One can argue whether America’s investment in space instead of social problems was worth it in either the short or long runs. (While Apollo 11 was heading to the first moon landing, race riots were tearing apart York, Pennsylvania.)
But the bravery and sangfroid of the first astronauts, and the technical skills and imagination of the people who put them into space, are beyond dispute. Close to a half-century later, I can understand what would lead an average American to note his country’s space advances alongside the important information of his own daily life.
Will future space missions — whatever their cost — similarly reconnect a divided America to its pioneer spirit? You’ll have to read my granddaughter’s blog to find that out.
Having said all that about the early years of manned space flight, I’d love to be able to devote equal time to the washing machine purchased by my grandparents in 1963.
Regrettably, I have no information on the machine. Like an Apollo lunar module, it did its job and was deliberately jettisoned.
Most likely, its forsaken hulk continues to rust even today in some barren lunar landscape in New Jersey or Staten Island. (Perhaps future generations of space flights will be abandoned because America will need to sink its scientific R&D money into restoring its trash-fouled water to potability. Good luck with that, granddaughter.)
The apparent reference on May 15 to Pitney Bowes — a major employer in the Stamford area — is similarly mysterious, as no one on that side of the family worked there. Couldn’t have been half as cool as either a space flight or a newly laundered batch of work shirts, though.
In the spirit of total accuracy, the washing machine deserves its due – it sat to the right of the stove and next to the sink and did yeoman duty as a counter besides fighting ring around the collar. The kitchen never moved past the 30’s in work efficiency!
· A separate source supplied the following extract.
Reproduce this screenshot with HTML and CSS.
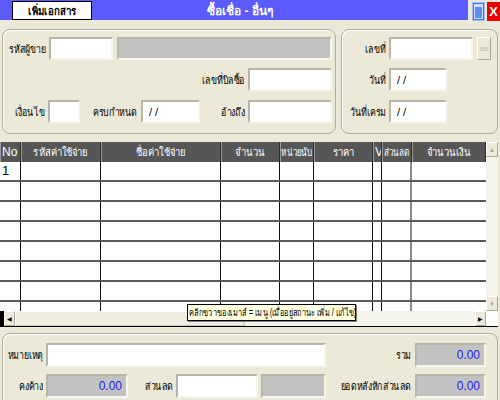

Another fascinating time-travel – I would say you certainly know how to make Monday morning something to look forward to!
Kurt:
Technological advances in the digital world are made orders of magnitude faster than your other grandfather claimed to be able to increase your money. Listening to PBS ten or more years ago, I heard the CEO of Ford say that there was more computing horsepower in your current auto CD player than there was in Apollo 11.